◆ **YOUR INSTRUCTIONS**
Extract all lines in the data that contain the word "styles".

◆ **SOURCE MATERIAL**
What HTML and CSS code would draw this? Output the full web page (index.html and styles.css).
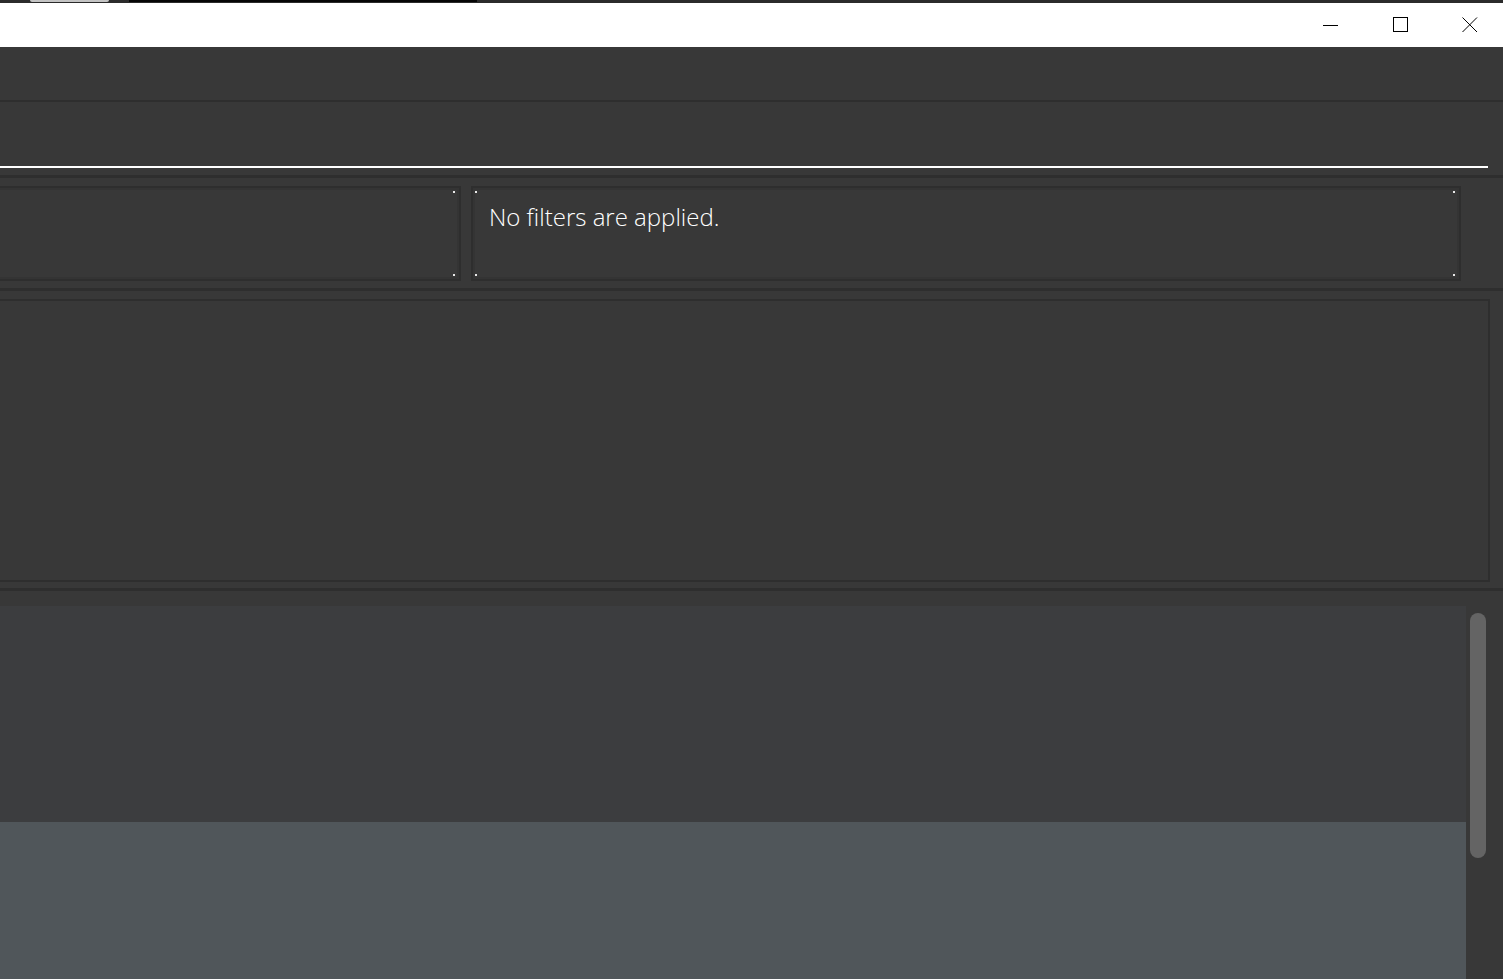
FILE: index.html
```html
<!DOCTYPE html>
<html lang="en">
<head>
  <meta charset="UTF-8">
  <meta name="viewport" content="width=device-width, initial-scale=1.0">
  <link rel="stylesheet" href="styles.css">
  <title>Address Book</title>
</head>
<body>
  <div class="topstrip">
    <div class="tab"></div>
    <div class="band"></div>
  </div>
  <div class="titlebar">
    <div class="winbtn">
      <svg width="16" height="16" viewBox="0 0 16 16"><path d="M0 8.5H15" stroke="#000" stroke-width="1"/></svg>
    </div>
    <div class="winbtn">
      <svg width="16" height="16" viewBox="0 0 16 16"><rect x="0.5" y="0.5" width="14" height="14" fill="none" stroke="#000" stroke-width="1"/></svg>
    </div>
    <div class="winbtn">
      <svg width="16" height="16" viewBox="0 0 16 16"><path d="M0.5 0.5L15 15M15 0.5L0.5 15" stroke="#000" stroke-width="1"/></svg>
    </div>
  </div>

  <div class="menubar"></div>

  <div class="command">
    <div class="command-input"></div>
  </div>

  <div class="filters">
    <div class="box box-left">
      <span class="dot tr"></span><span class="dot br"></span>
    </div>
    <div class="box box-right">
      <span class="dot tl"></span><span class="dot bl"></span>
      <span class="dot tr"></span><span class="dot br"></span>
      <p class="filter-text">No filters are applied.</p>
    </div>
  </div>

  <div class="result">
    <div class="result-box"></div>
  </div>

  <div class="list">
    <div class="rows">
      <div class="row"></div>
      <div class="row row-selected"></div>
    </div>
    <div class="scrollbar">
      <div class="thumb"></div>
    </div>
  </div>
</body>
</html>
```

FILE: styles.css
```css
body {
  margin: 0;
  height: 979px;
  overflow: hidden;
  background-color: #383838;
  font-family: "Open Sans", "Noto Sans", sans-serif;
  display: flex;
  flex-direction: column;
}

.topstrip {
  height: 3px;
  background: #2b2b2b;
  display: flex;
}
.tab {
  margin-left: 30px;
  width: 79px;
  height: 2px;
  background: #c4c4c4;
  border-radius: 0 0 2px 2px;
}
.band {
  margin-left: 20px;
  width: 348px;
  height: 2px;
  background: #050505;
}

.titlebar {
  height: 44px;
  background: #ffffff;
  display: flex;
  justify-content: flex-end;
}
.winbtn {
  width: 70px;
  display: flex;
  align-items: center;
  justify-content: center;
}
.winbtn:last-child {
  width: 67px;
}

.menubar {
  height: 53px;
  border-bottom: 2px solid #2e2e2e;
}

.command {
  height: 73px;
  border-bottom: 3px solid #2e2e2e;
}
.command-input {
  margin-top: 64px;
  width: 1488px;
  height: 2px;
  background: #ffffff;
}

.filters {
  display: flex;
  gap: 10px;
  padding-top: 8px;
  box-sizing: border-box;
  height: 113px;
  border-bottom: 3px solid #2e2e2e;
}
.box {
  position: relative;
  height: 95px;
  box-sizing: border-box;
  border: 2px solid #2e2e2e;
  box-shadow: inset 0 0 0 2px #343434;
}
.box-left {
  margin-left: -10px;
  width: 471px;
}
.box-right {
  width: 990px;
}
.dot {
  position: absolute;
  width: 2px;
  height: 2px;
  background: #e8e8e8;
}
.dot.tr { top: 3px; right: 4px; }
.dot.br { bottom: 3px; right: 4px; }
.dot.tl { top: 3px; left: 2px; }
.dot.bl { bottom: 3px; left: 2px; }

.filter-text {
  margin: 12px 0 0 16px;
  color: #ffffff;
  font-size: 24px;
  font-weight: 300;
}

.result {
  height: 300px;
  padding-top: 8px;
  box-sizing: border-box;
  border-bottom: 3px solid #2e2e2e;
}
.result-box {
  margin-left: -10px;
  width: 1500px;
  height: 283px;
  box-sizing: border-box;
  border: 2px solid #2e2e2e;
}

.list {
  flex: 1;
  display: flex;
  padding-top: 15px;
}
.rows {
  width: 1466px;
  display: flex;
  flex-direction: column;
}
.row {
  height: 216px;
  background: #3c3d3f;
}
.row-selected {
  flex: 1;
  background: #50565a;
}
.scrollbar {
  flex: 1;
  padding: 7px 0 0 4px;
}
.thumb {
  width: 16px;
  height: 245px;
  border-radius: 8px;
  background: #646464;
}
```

◆ **EXERCISE RESULT**
What HTML and CSS code would draw this? Output the full web page (index.html and styles.css).
  <link rel="stylesheet" href="styles.css">
FILE: styles.css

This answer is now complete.